The Art Sensus gallery in Victoria, London, exhibited images from the Russian collection, for example, highlighting 300 prints from the avant-garde 1920s and 30s. Rodchenko figures largely, but so too do images by less-well-known photographers such as Georgi Zelma, Arkady Shaikhet and Simon Fridland, and the show also includes shots of Russian railways and canals under construction by unknown photographers.
It’s impressive stuff but makes up less than half of the Tosca Photography Fund’s entire Russian collection, which also includes gruesome images of key events of the 20th century. “There are images of torture and war; some powerful propaganda pictures, which are extraordinary,” says Cheatle.
Dalman, who is executive vice-chair of Toscafund Asset Management, one of the UK’s largest hedge funds, says that no-one would ever want to hang torture on the walls, and Cheatle hopes they will be bought by photography patrons who will donate them to museums. “These might not be what someone wants to hang on their wall but they could be absolutely right for the Imperial War Museum,” she says. “I have a year to get these images in exactly the right places, and I’m interested in things going to happy homes or the correct collector or institution. It’s not absolutely crucial that everything is together [the Russian collection could be broken up], but what we have are sizeable groups that can go to good institutions. Museums are going to benefit from what we’ve done.”

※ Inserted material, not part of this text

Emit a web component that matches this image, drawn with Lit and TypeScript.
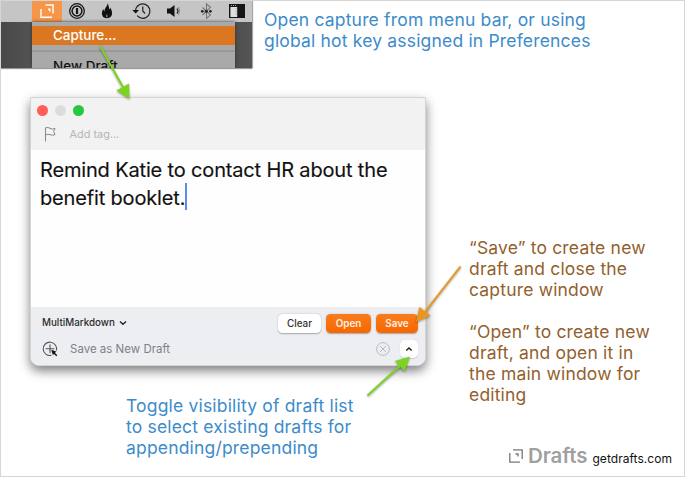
import { LitElement, html, css, svg } from "lit";
import { customElement } from "lit/decorators.js";

@customElement("menu-preview")
class MenuPreview extends LitElement {
  static styles = css`
    :host { display: flex; flex-direction: column; width: 251px; height: 67px; overflow: hidden; background: linear-gradient(90deg, #484848, #535353 12%, #4a4a4a 88%, #555); box-shadow: 0 1px 1px #999, 1px 0 1px #aaa; }
    .bar { height: 21px; flex: none; background: #c5c5c5; }
    .bar svg { display: block; }
    .menu { margin-left: 31px; width: 203px; height: 46px; background: #a9a9a9; font: 500 13.5px/19px Inter, sans-serif; box-shadow: 0 0 3px #333; }
    .item { padding-left: 21px; height: 19px; white-space: nowrap; color: #111; }
    .active { background: #db7721; color: #fff; letter-spacing: -.05px; }
    .pad { height: 4px; }
    .rule { height: 2px; margin: 5px 0 5px; background: #999; }
  `;
  render() {
    return html`
      <div class="bar">
        <svg width="251" height="21" viewBox="1 1 251 21" fill="none">
          <rect x="32" y="1" width="30" height="21" fill="#f79548" />
          <path d="M41 9V17.3H52M45.5 5H53V13.5M48 9.2H49.8V11.5" stroke="#fff" stroke-width="1.5" />
          <circle cx="77" cy="11" r="7.3" stroke="#161616" stroke-width="1.3" />
          <circle cx="77" cy="11" r="4.9" stroke="#161616" stroke-width="1.5" />
          <path d="M77 8V14" stroke="#161616" stroke-width="2.2" />
          <path d="M107.6 3C108.4 5.8 109.3 7 109 9.5C110 9 110 8 110 7.5C112 10 112.8 14 111.2 16.3C109.5 18.7 104.5 18.8 102.8 16.5C101 13.5 102 11 103.5 9C103.6 10.3 104 11 104.6 11.5C104 8 107.8 6.5 107.6 3Z" fill="#111" />
          <path d="M106.6 14C107.4 15 108 15.8 107.4 17.3H106.4C105.6 16.2 106.6 15.2 106.6 14Z" fill="#888" />
          <path d="M135.6 10.4A7.2 7.2 0 1 1 137.2 15.7M142.8 6.5V11L145 13.5" stroke="#222" stroke-width="1.2" />
          <path d="M132.3 10H139L135.7 13.6Z" fill="#111" />
          <path d="M167 8.5H170L174.5 5V17L170 13.5H167Z" fill="#111" />
          <path d="M177 8.5Q178.8 11 177 13.5" stroke="#222" stroke-width="1.2" />
          <path d="M178.5 7Q180.4 11 178.5 15" stroke="#555" stroke-width=".6" />
          <path d="M202.5 7.5L210.5 15L206.5 18.3V4L210.5 7.3L202.5 15" stroke="#777" stroke-width="1.1" />
          <g fill="#222"><circle cx="202.3" cy="11.3" r="1.4" /><circle cx="206.3" cy="11.3" r="1.5" /><circle cx="210.4" cy="11.3" r="1.4" /></g>
          <rect x="229" y="4" width="16" height="14" fill="#151515" />
          <path d="M230.4 7H237.2V17H230.4Z" fill="#dedede" />
          <path d="M231 5.5H236" stroke="#aaa" stroke-dasharray="1 1" />
          <path d="M235.2 9H237M235.2 11.5H237M235.2 14H237" stroke="#999" stroke-width=".6" />
        </svg>
      </div>
      <div class="menu">
        <div class="pad"></div>
        <div class="item active">Capture...</div>
        <div class="rule"></div>
        <div class="item">New Draft</div>
      </div>`;
  }
}

@customElement("capture-window")
class CaptureWindow extends LitElement {
  static styles = css`
    :host { display: flex; flex-direction: column; box-sizing: border-box; width: 396px; height: 269px; border: 1px solid #d4d4d4; border-radius: 1px 1px 9px 9px; overflow: hidden; background: #fefefe; font-family: Inter, sans-serif; box-shadow: 0 5px 11px rgba(0,0,0,.5); }
    header { height: 52px; background: #f2f2f2; flex: none; }
    .lights { display: flex; gap: 7px; padding: 7px 0 0 6px; }
    .light { width: 11px; height: 11px; border-radius: 50%; }
    .red { background: #ff5d55; } .grey { background: #dcdcdc; } .green { background: #27c840; }
    .tags { display: flex; align-items: center; height: 16px; margin: 10px 0 0 12px; gap: 13.5px; font-size: 10.9px; color: #b5b5b5; }
    svg { display: block; flex: none; }
    .text { flex: 1; margin: 0; padding: 7px 9px; font-size: 20px; line-height: 27.5px; letter-spacing: -0.16px; color: #111; -webkit-text-stroke: .15px #111; white-space: nowrap; }
    .caret { display: inline-block; width: 1.6px; height: 27px; background: #5a8bee; vertical-align: -6px; margin: -8px 0 -8px 0; position: relative; top: -9px; }
    footer { height: 58px; box-sizing: border-box; flex: none; background: #edeef2; padding: 7px 7px 0 11px; }
    .row { display: flex; align-items: center; }
    .syntax { flex: 1; display: flex; align-items: center; gap: 4px; margin-top: -1px; font-size: 9.8px; font-weight: 500; color: #2b2b2b; }
    .btn { box-sizing: border-box; height: 18.5px; border-radius: 4.5px; font-size: 9.9px; font-weight: 500; line-height: 18.5px; text-align: center; background: #fff; color: #333; box-shadow: 0 .5px 1.5px rgba(0,0,0,.3); }
    .clear { width: 43px; } .open { width: 45px; margin-left: 5px; } .save { width: 42px; margin-left: 5px; }
    .hot { background: linear-gradient(#fa7c1c, #f66700); color: #fff0e4; font-weight: 600; }
    .dest { margin-top: 7px; }
    .label { flex: 1; margin-left: 12px; font-size: 11.5px; color: #808084; }
    .toggle { width: 18px; height: 18.5px; border-radius: 5px; background: #fff; margin-left: 10px; display: flex; align-items: center; justify-content: center; box-shadow: 0 .5px 1px rgba(0,0,0,.15); }
  `;
  render() {
    return html`
      <header>
        <div class="lights"><i class="light red"></i><i class="light grey"></i><i class="light green"></i></div>
        <div class="tags">
          <svg width="13" height="16" fill="none" stroke="#888" stroke-width="1"><path d="M2.5 15.5V1.8Q5 .8 7 2.3T12 2.5L10.7 5.5L12 8.7Q9 9.7 7 8.7T2.5 9" /></svg>
          <span>Add tag...</span>
        </div>
      </header>
      <p class="text">Remind Katie to contact HR about the<br />benefit booklet.<span class="caret"></span></p>
      <footer>
        <div class="row">
          <div class="syntax"><span>MultiMarkdown</span><svg width="8" height="6" fill="none" stroke="#222" stroke-width="1.4"><path d="M1 1.5L4 4.3L7 1.5" /></svg></div>
          <div class="btn clear">Clear</div><div class="btn hot open">Open</div><div class="btn hot save">Save</div>
        </div>
        <div class="row dest">
          <svg width="16" height="16" fill="none" stroke="#555" stroke-width="1.1"><path d="M9.3 14.4A6.7 6.7 0 1 1 14.4 9.5M8 3.5V12.3M3.6 7.8H12.4" /><path d="M9.2 8.8L14.6 10.8L12.8 11.7L15.3 14.2L14.3 15.2L11.8 12.7L11 14.4Z" fill="#111" stroke="none" /></svg>
          <span class="label">Save as New Draft</span>
          <svg width="14" height="14" fill="none" stroke="#b9babd" stroke-width="1"><circle cx="7" cy="7" r="6.4" /><path d="M4 4L10 10M10 4L4 10" /></svg>
          <div class="toggle"><svg width="8" height="6" fill="none" stroke="#222" stroke-width="1.5"><path d="M1.3 4.5L4 2L6.7 4.5" /></svg></div>
        </div>
      </footer>`;
  }
}

const arrow = (line: string, head: string, color: string) => svg`
  <path d=${line} stroke=${color} stroke-width="2" />
  <path d=${head} fill=${color} />`;

@customElement("app-root")
class AppRoot extends LitElement {
  static styles = css`
    :host { display: block; position: relative; box-sizing: border-box; width: 685px; height: 477px; overflow: hidden; background: #fff; border: 1px solid #d6d6d6; font-family: Inter, sans-serif; }
    capture-window { position: absolute; left: 29px; top: 96px; }
    .note { position: absolute; font-size: 17.5px; line-height: 21px; font-weight: 400; letter-spacing: .18px; white-space: nowrap; margin: 0; }
    .blue { color: #3d8bca; } .brown { color: #935f2e; }
    .n1 { left: 263px; top: 8px; }
    .n2 { left: 468px; top: 236px; }
    .n3 { left: 468px; top: 320px; }
    .n4 { left: 125px; top: 394px; }
    .arrows { position: absolute; left: -1px; top: -1px; filter: drop-shadow(0 1px 1px rgba(0,0,0,.4)); }
    .brand { position: absolute; left: 508px; top: 441px; display: flex; align-items: baseline; }
    .name { font-size: 20.5px; line-height: 27px; font-weight: 600; color: #a0a0a0; margin-left: 5px; letter-spacing: -.1px; }
    .site { font-size: 12px; color: #111; margin-left: 5px; letter-spacing: .05px; }
  `;
  render() {
    return html`
      <menu-preview></menu-preview>
      <capture-window></capture-window>
      <p class="note blue n1">Open capture from menu bar, or using<br />global hot key assigned in Preferences</p>
      <p class="note brown n2">“Save” to create new<br />draft and close the<br />capture window</p>
      <p class="note brown n3">“Open” to create new<br />draft, and open it in<br />the main window for<br />editing</p>
      <p class="note blue n4">Toggle visibility of draft list<br />to select existing drafts for<br />appending/prepending</p>
      <svg class="arrows" width="685" height="477" fill="none">
        ${arrow("M100 46L124 89", "M129.5 99L116.5 90.5L129 83.5Z", "#7dd321")}
        ${arrow("M367.5 395.5L401 365", "M410 356.5L404.5 371.5L395 361Z", "#7dd321")}
        ${arrow("M460.5 266.5L425 312", "M416 322L419.5 307L430.5 315.8Z", "#e8961d")}
      </svg>
      <div class="brand">
        <svg width="14" height="14" fill="none" stroke="#777" stroke-width="1.3"><path d="M.8 4V13.2H11M4 .8H13.2V10M6.5 5H9V7.5" /></svg>
        <span class="name">Drafts</span><span class="site">getdrafts.com</span>
      </div>`;
  }
}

It’s an interesting approach for an investment vehicle, but Cheatle and Dalman say the project has always been about more than just money – “If you’re just thinking about what you would sell you might just have a lot of nudes with Tesco stickers underneath saying how much they cost,” says Cheatle. She points out that nearly all of the investors have a personal interest in photography, and weren’t in it solely to maximise returns. Dalman was the biggest investor in the fund, for example, and is the proud owner of a sizeable personal collection, which he started with Cheatle in her gallery days. If the Tosca photography collection somehow fails to sell, he says, he’s more than happy to add some prints to his archive. “What’s the worst that could happen?” he says. “I can get to own a third of the collection.”
Healthy return
But while it’s early days, it looks like the fund will do just fine. Despite having been launched the year before the recession, it weathered the economic storm that did for 40 percent of art funds in two years and is now estimated to have increased in value by at least 30 percent. Dalman is confident it will end up returning much more than that by the time it’s all sold off. “We’ve got a very creditable valuer but ultimately the only way you really know [how much the collection is worth] is when you sell the pieces,” he says. “We’ve returned 30 percent of peoples’ money already. Put it this way – one of our investors said that at the current Net Asset Value, he would bid for the whole lot. We said ‘Absolutely not’, because we’re confident it will do better than 30 percent by a mile.”
The increase is partly down to photography’s rising prices and status, but it’s also testament to some pretty shrewd investing. Cheatle and Dalman decided early on not to create a trading fund, choosing to sit on the collection rather than constantly buying and selling prints, and to acquire prints privately rather than from galleries and auctions. As Dalman puts it, “That way, you make the galleries rich, not the investors.” Cheatle also avoided contemporary artists such as Andreas Gursky and Richard Prince and classic photographers such as Edward Steichen and Richard Avedon, all of whom grab the headlines with their auction prices but who, she believes, are currently at their peak market value. She also invested sparingly in very young artists whose prices are as yet untried, although she made an exception for Slade graduate David Birkin and a few others. Instead she focused on established photographers, whose value has slowly but steadily increased.
“Photography has held its value much better than other markets,” she says. “It’s just sort of steadily growing; that’s what I like. There are generally fewer and fewer 20th-century pictures, so they’re getting better and better prices. There are no enormous peaks and troughs and it never dips in a recession, it just gradually gets better and better.”
She and Dalman are confident enough to think about starting another photography collection, which they hope to launch to investors in the near future. The details haven’t been finalised yet, but Dalman is aiming to build an investment fund of about $10m and tie up the money for about three years, as happened last time. The photography they’re investing in, though, is a closely guarded secret. “We wouldn’t tell you what we’d start collecting,” laughs Dalmat. “The prices would start to go up. But the buoyancy of the market is irrelevant, because we’re not asking people to put big money in. It’s not like it’s a $100m fund.”